It's 2300 hrs: Do you know where your Army is?
You're such a lovely audience
We'd like to take you home with us
We'd love to take you home
--Sgt. Pepper's Lonely Hearts Club Band,
The lady protest too much, methinks
A Tuesday report on the future status of U.S. troops in Iraq was reported as faltering on almost all points. Dawa party lawmaker Haidar al-Abadi described the talks as being at a standstill, and said, “almost all American suggestions were countered by different Iraqi ones (U.S.-Iraq Security Talks Stall.)”

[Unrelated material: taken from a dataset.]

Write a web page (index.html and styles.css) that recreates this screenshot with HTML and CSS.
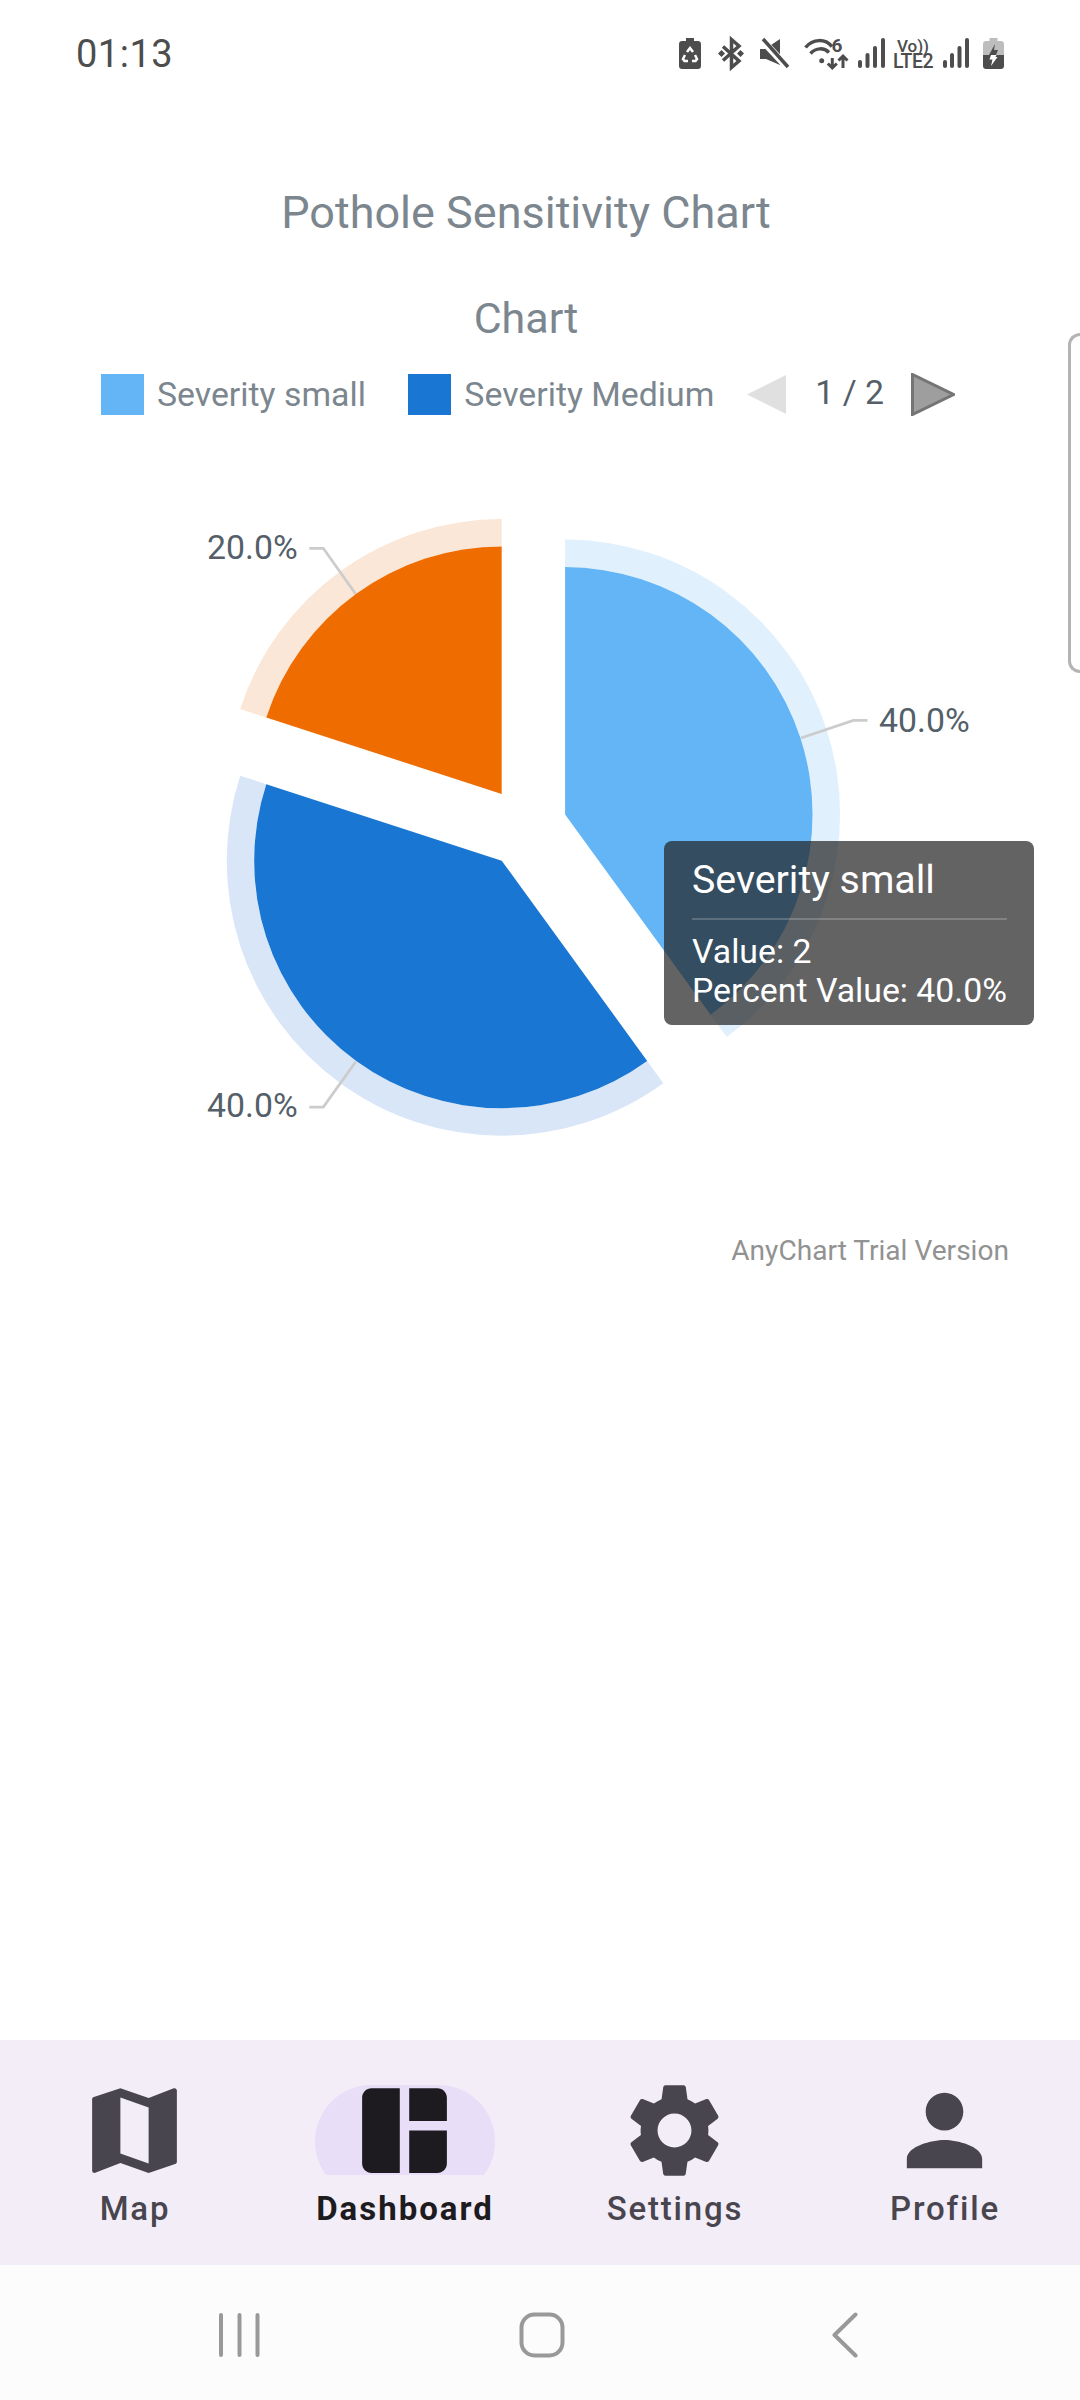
FILE: index.html
```html
<!DOCTYPE html>
<html lang="en">
<head>
    <meta charset="UTF-8">
    <meta name="viewport" content="width=device-width, initial-scale=1.0">
    <title>Pothole Sensitivity Chart</title>
    <link rel="stylesheet" href="styles.css">
</head>
<body>
    <div class="status-bar">
        <span class="clock">01:13</span>
        <div class="status-icons">
            <svg class="status-icon" width="22" height="31" viewBox="0 0 22 31">
                <path d="M7 0h8v3h4c1.700 0 3 1.300 3 3v22c0 1.700-1.300 3-3 3H3c-1.700 0-3-1.300-3-3V6c0-1.700 1.300-3 3-3h4z"/>
                <path class="cut" d="M8 14l3-4 3 4M16 17l2 4-1.500 2H13M9 23H5.500L4 21l2-4"/>
            </svg>
            <svg class="status-icon icon-bt" width="26" height="31" viewBox="0 0 26 31">
                <path class="line" d="M5 8.500l16 14.500-7.500 6.500V1.500L21 8 5 22.500"/>
                <path d="M0 15.500l3.500-3.500 3.500 3.500-3.500 3.500zM19 15.500l3.500-3.500 3.500 3.500-3.500 3.500z"/>
            </svg>
            <svg class="status-icon" width="29" height="31" viewBox="0 0 29 31">
                <path d="M0 11h5L20 1v26L6 21H0z"/>
                <path class="gap" d="M1 1l27 29"/>
                <path class="line" d="M3 1l25 28"/>
            </svg>
            <svg class="status-icon" width="43" height="31" viewBox="0 0 43 31">
                <path class="line" d="M.5 9.500C8 .5 20 .5 27 8.500M5.500 15.500C11 9.500 19 9.500 24 14.500"/>
                <circle cx="16.700" cy="22.700" r="2.500"/>
                <text class="status-six" x="26.500" y="14">6</text>
                <path class="line-thin" d="M27.300 20v10M22.800 25.500l4.500 4.500 4.500-4.500M38 30V18M33.500 22.500L38 18l4.500 4.500"/>
            </svg>
            <svg class="status-icon icon-tight" width="27" height="31" viewBox="0 0 27 31">
                <rect x="0" y="22" width="4" height="8" rx="2"/>
                <rect x="7.500" y="15" width="4" height="15" rx="2"/>
                <rect x="15" y="8" width="4" height="22" rx="2"/>
                <rect x="23" y="0" width="4" height="30" rx="2"/>
            </svg>
            <div class="volte">
                <span class="volte-top">Vo))</span>
                <span class="volte-bottom">LTE2</span>
            </div>
            <svg class="status-icon icon-tight" width="26" height="31" viewBox="0 0 26 31">
                <rect x="0" y="22" width="4" height="8" rx="2"/>
                <rect x="7" y="15" width="4" height="15" rx="2"/>
                <rect x="14.500" y="8" width="4" height="22" rx="2"/>
                <rect x="22" y="0" width="4" height="30" rx="2"/>
            </svg>
            <svg class="status-icon icon-battery" width="21" height="31" viewBox="0 0 21 31">
                <path class="battery-empty" d="M6.500 0h8v3h3.500c1.700 0 3 1.300 3 3v11H0V6c0-1.700 1.300-3 3-3h3.500z"/>
                <path d="M0 17h21v11c0 1.700-1.300 3-3 3H3c-1.700 0-3-1.300-3-3z"/>
                <path d="M12 6l-6 11h7l2-5h-4z"/>
                <path class="cut-fill" d="M8 17h5.500l-1 2h2L8 28l1.500-6.500H6.500z"/>
            </svg>
        </div>
    </div>

    <div class="edge-handle"></div>

    <main class="content">
        <h1 class="page-title">Pothole Sensitivity Chart</h1>
        <h2 class="chart-title">Chart</h2>

        <div class="legend">
            <div class="legend-item">
                <span class="swatch swatch-small"></span>
                <span>Severity small</span>
            </div>
            <div class="legend-item">
                <span class="swatch swatch-medium"></span>
                <span>Severity Medium</span>
            </div>
            <div class="pager">
                <svg width="39" height="39" viewBox="0 0 39 39"><path class="arrow-off" d="M39 0v39L0 19.500z"/></svg>
                <span class="pager-text">1 / 2</span>
                <svg width="44" height="43" viewBox="0 0 44 43"><path class="arrow-on" d="M1.500 1.500v40l41-20z"/></svg>
            </div>
        </div>

        <div class="chart-canvas">
            <svg class="pie" width="1052" height="730" viewBox="0 500 1052 730">
                <!-- hover rings -->
                <path class="ring-orange" d="M240.200 709A275 275 0 0 1 501.700 519V546.500A247.500 247.500 0 0 0 266.300 717.500Z"/>
                <path class="ring-dark" d="M663.300 1083.200A275 275 0 0 1 240.200 775.700L266.300 784.200A247.500 247.500 0 0 0 647.200 1060.900Z"/>
                <path class="ring-light" d="M565.100 539.600A275 275 0 0 1 726.700 1037.100L710.600 1014.800A247.500 247.500 0 0 0 565.100 567.100Z"/>

                <!-- leader lines -->
                <path class="leader" d="M309.300 548.300H323.300L355.700 594"/>
                <path class="leader" d="M309.300 1107H323.300L355.700 1061.700"/>
                <path class="leader" d="M801 738L853.400 720.400H867.500"/>

                <!-- slices -->
                <path class="slice-orange" d="M501.700 794L266.300 717.500A247.500 247.500 0 0 1 501.700 546.500Z"/>
                <path class="slice-dark" d="M501.700 860.700L647.200 1060.900A247.500 247.500 0 0 1 266.300 784.200Z"/>
                <path class="slice-light" d="M565.100 814.600V567.100A247.500 247.500 0 0 1 710.600 1014.800Z"/>

                <text class="slice-label" x="207" y="559">20.0%</text>
                <text class="slice-label" x="207" y="1117">40.0%</text>
                <text class="slice-label" x="879" y="732">40.0%</text>
            </svg>

            <div class="tooltip">
                <div class="tooltip-title">Severity small</div>
                <div class="tooltip-line"></div>
                <div class="tooltip-row">Value: 2</div>
                <div class="tooltip-row">Percent Value: 40.0%</div>
            </div>
        </div>

        <div class="watermark">AnyChart Trial Version</div>
    </main>

    <nav class="bottom-nav">
        <div class="nav-item">
            <div class="nav-icon">
                <svg width="113" height="113" viewBox="0 0 24 24">
                    <path fill-rule="evenodd" d="M20.500 3l-.16.03L15 5.100 9 3 3.360 4.900c-.21.07-.36.25-.36.48V20.500c0 .28.22.5.5.5l.16-.03L9 18.900l6 2.100 5.640-1.900c.21-.07.36-.25.36-.48V3.500c0-.28-.22-.5-.5-.5zM15 19l-6-2.110V5l6 2.110V19z"/>
                </svg>
            </div>
            <span class="nav-label">Map</span>
        </div>
        <div class="nav-item active">
            <div class="nav-icon">
                <span class="nav-pill"></span>
                <svg width="113" height="113" viewBox="0 0 24 24">
                    <path d="M11 21H5c-1.100 0-2-.9-2-2V5c0-1.100.9-2 2-2h6v18zm2 0h6c1.100 0 2-.9 2-2v-7h-8v9zm8-11V5c0-1.100-.9-2-2-2h-6v7h8z"/>
                </svg>
            </div>
            <span class="nav-label">Dashboard</span>
        </div>
        <div class="nav-item">
            <div class="nav-icon">
                <svg width="113" height="113" viewBox="0 0 24 24">
                    <path d="M19.140 12.940c.04-.3.06-.61.06-.94 0-.32-.02-.64-.07-.94l2.030-1.580c.18-.14.23-.41.12-.61l-1.920-3.320c-.12-.22-.37-.29-.59-.22l-2.390.96c-.5-.38-1.030-.7-1.620-.94L14.400 2.810c-.04-.24-.24-.41-.48-.41h-3.840c-.24 0-.43.17-.47.41L9.250 5.350c-.59.24-1.130.57-1.620.94l-2.390-.96c-.22-.08-.47 0-.59.22L2.740 8.870c-.12.21-.08.47.12.61l2.030 1.580c-.05.3-.09.63-.09.94s.02.64.07.94l-2.030 1.580c-.18.14-.23.41-.12.61l1.920 3.320c.12.22.37.29.59.22l2.390-.96c.5.38 1.030.7 1.620.94l.36 2.540c.05.24.24.41.48.41h3.840c.24 0 .44-.17.47-.41l.36-2.540c.59-.24 1.130-.56 1.620-.94l2.390.96c.22.08.47 0 .59-.22l1.920-3.320c.12-.22.07-.47-.12-.61l-2.010-1.580zM12 15.600c-1.980 0-3.600-1.620-3.600-3.600s1.620-3.600 3.600-3.600 3.600 1.620 3.600 3.600-1.620 3.600-3.600 3.600z"/>
                </svg>
            </div>
            <span class="nav-label">Settings</span>
        </div>
        <div class="nav-item">
            <div class="nav-icon">
                <svg width="113" height="113" viewBox="0 0 24 24">
                    <path d="M12 12c2.210 0 4-1.790 4-4s-1.790-4-4-4-4 1.790-4 4 1.790 4 4 4zm0 2c-2.670 0-8 1.340-8 4v2h16v-2c0-2.660-5.330-4-8-4z"/>
                </svg>
            </div>
            <span class="nav-label">Profile</span>
        </div>
    </nav>

    <div class="system-nav">
        <svg width="42" height="44" viewBox="0 0 42 44">
            <path d="M3 2v40M21.500 2v40M39.500 2v40"/>
        </svg>
        <svg width="46" height="46" viewBox="0 0 46 46">
            <rect x="2.500" y="2.500" width="41" height="41" rx="13"/>
        </svg>
        <svg width="26" height="46" viewBox="0 0 26 46">
            <path d="M23.500 2.500L2.500 23l21 20.500"/>
        </svg>
    </div>
</body>
</html>
```

FILE: styles.css
```css
* {
    box-sizing: border-box;
}

body {
    font-family: Roboto, "Noto Sans", sans-serif;
    background-color: #fff;
    margin: 0;
    padding: 0;
    width: 1080px;
    height: 2400px;
    display: flex;
    flex-direction: column;
    position: relative;
    overflow: hidden;
}

/* status bar */
.status-bar {
    height: 107px;
    padding: 0 76px;
    display: flex;
    align-items: center;
    justify-content: space-between;
    color: #4d4d4d;
}

.clock {
    font-size: 38px;
    letter-spacing: 0.5px;
}

.status-icons {
    display: flex;
    align-items: center;
}

.status-icon {
    fill: #4d4d4d;
    margin-left: 16px;
    overflow: visible;
}

.status-icon:first-child {
    margin-left: 0;
}

.status-icon.icon-bt {
    margin-left: 17px;
}

.status-icon.icon-tight {
    margin-left: 10px;
}

.status-icon.icon-battery {
    margin-left: 14px;
}

.status-icon .line {
    fill: none;
    stroke: #4d4d4d;
    stroke-width: 3.5;
}

.status-icon .line-thin {
    fill: none;
    stroke: #4d4d4d;
    stroke-width: 3;
}

.status-icon .gap {
    fill: none;
    stroke: #fff;
    stroke-width: 7;
}

.status-icon .cut {
    fill: none;
    stroke: #fff;
    stroke-width: 2.5;
}

.status-icon .cut-fill {
    fill: #fff;
}

.status-icon .battery-empty {
    fill: #bdbdbd;
}

.status-six {
    font-size: 19px;
    font-weight: 700;
}

.volte {
    width: 40px;
    margin-left: 8px;
    display: flex;
    flex-direction: column;
    align-items: center;
    line-height: 15px;
    font-weight: 500;
}

.volte-top {
    font-size: 17px;
}

.volte-bottom {
    font-size: 19.500px;
    letter-spacing: -0.5px;
}

/* chart */
.content {
    flex: 1;
    width: 1052px;
    padding-top: 81px;
}

.page-title,
.chart-title {
    margin: 0;
    color: #7c868e;
    font-size: 45px;
    font-weight: 400;
    line-height: 50px;
    text-align: center;
}

.chart-title {
    margin-top: 55px;
    font-size: 43px;
}

.legend {
    margin-top: 31px;
    padding-left: 101px;
    height: 41px;
    display: flex;
    align-items: center;
    color: #7c868e;
    font-size: 33.800px;
}

.legend-item {
    display: flex;
    align-items: center;
    gap: 13px;
    margin-right: 42.500px;
}

.legend-item:nth-child(2) {
    margin-right: 33px;
}

.swatch {
    width: 43px;
    height: 41px;
}

.swatch-small {
    background-color: #64b5f6;
}

.swatch-medium {
    background-color: #1976d2;
}

.pager {
    display: flex;
    align-items: center;
    gap: 27px;
}

.pager-text {
    color: #545f69;
    padding: 0 0 5px 2px;
}

.arrow-off {
    fill: #e0e0e0;
}

.arrow-on {
    fill: #9e9e9e;
    stroke: #757575;
    stroke-width: 3;
}

.chart-canvas {
    position: relative;
    margin-top: 85px;
    height: 730px;
}

.pie {
    display: block;
}

.ring-orange {
    fill: #fbe7d7;
}

.ring-dark {
    fill: #d9e6f7;
}

.ring-light {
    fill: #e1f0fd;
}

.slice-orange {
    fill: #ef6c00;
}

.slice-dark {
    fill: #1976d2;
}

.slice-light {
    fill: #64b5f6;
}

.leader {
    fill: none;
    stroke: #ccc;
    stroke-width: 2.75;
}

.slice-label {
    fill: #545f69;
    font-size: 33.800px;
}

.tooltip {
    position: absolute;
    left: 664px;
    top: 341px;
    width: 370px;
    height: 184px;
    padding: 16px 27px 0 28px;
    background-color: rgba(33, 33, 33, 0.7);
    border-radius: 8px;
    color: #fff;
}

.tooltip-title {
    font-size: 39.300px;
    line-height: 46px;
}

.tooltip-line {
    height: 2px;
    margin: 15px 0 13px;
    background-color: rgba(255, 255, 255, 0.2);
}

.tooltip-row {
    font-size: 33.800px;
    line-height: 38.500px;
}

.watermark {
    height: 36px;
    padding-top: 3px;
    padding-right: 43px;
    color: #929292;
    font-size: 28.100px;
    line-height: 36px;
    text-align: right;
}

.edge-handle {
    position: absolute;
    left: 1068px;
    top: 333px;
    width: 12px;
    height: 340px;
    border: 3px solid #b4b4b4;
    border-right: none;
    border-radius: 12px 0 0 12px;
}

/* bottom navigation */
.bottom-nav {
    height: 225px;
    padding-top: 34px;
    display: grid;
    grid-template-columns: repeat(4, 270px);
    background-color: #f3edf7;
}

.nav-item {
    display: flex;
    flex-direction: column;
    align-items: center;
    color: #49454f;
    fill: #49454f;
}

.nav-item.active {
    color: #1d1b20;
    fill: #1d1b20;
}

.nav-icon {
    position: relative;
    width: 113px;
    height: 113px;
    margin-left: -2px;
}

.nav-icon svg {
    position: relative;
    display: block;
}

.nav-pill {
    position: absolute;
    left: -33px;
    top: 11px;
    width: 180px;
    height: 90px;
    overflow: hidden;
}

.nav-pill::before {
    content: "";
    display: block;
    height: 113px;
    border-radius: 57px;
    background-color: #e8def8;
}

.nav-label {
    margin-top: 2px;
    font-size: 33px;
    font-weight: 500;
    line-height: 40px;
    letter-spacing: 1.800px;
}

.active .nav-label {
    font-weight: 700;
    letter-spacing: 2px;
}

/* system navigation */
.system-nav {
    height: 135px;
    padding: 5px 0 0 4px;
    display: grid;
    grid-template-columns: repeat(3, 303px);
    justify-content: center;
    justify-items: center;
    align-items: center;
    background-color: #fcfcfc;
}

.system-nav svg {
    fill: none;
    stroke: #999;
    stroke-width: 4;
    stroke-linecap: round;
    stroke-linejoin: round;
}
```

Specifically, al-Abadi said,
"'The Americans have some demands that the Iraqi government regards as infringing on its sovereignty. This is the main dispute, and if the dispute is not settled, I frankly tell you there will not be an agreement.'
"Al-Abadi said Iraq insists that Washington pay fees for each of its military bases in Iraq, as well as promise not to hold the bases permanently or even long-term.
The point of the talks is to "outline the long-term security relationship between Iraq and the United States and provide a legal basis for American troops to stay in Iraq after their U.N. mandate expires at the end of the year."
Patrick Cockburn in The Independent writes,
"The US has repeatedly denied it wants permanent bases in Iraq but one Iraqi source said: 'This is just a tactical subterfuge.' Washington also wants control of Iraqi airspace below 29,000 feet and the right to pursue its 'war on terror' in Iraq, giving it the authority to arrest anybody it wants and to launch military campaigns without consultation. . . . (Secret Plan to kep Iraq Under U.S. Control.)
Though U.S. troops secured a U.N. mandate through the year's end, it lacks legitimacy as the questionable U.S. occupation is predicated upon an illegal war of aggression. But that reality doesn't stop the courteous U.S. Embassy spokeswoman Mirembe Nantogo from assuring us of the U.S.'s "recognition of and respect for the fact of Iraqi sovereignty."
"There is no question of the U.S. forcing anything." Of course, from Ms. Nantogo's position, the U.S. would never do anything so gauche as to make you drink the Kool-Aid at a State function if you preferred chardonnay.
But of course, if you're sitting on the other side of the fence, the entire occupation has been based upon forcing U.S. intentions upon the Iraqis, all the while calling it "Iraqi sovereignty." If Iraqi sovereignty were a reality, we'd get out and let them run their own country.
"The U.S. State Department’s top Iraq adviser, David Satterfield, met Tuesday with Iraqi Foreign Minister Hoshyar Zebari, whose office issued a statement afterward saying the two 'discussed efforts to ensure Iraq’s rights and its full sovereignty'.”
The fact that Iraqi's sovereignty must be discussed indicates it is negotiable versus being an inviolate given, with American legions enforcing U.S. options and opinions.
The talks are being marketed as leading to a pact; if this is the case, and the resultant pact is between two sovereign nations, then the negotiations must be ratified by the U.S. Congress. Now that is an item of U.S. sovereignty dictated by the U.S. Constitution.
Besides the fact of the gridlocked talks, Ranger would like to know: Exactly what does the U.S. gain by this treaty/pact with Iraq? And just how does the average U.S. taxpayer benefit?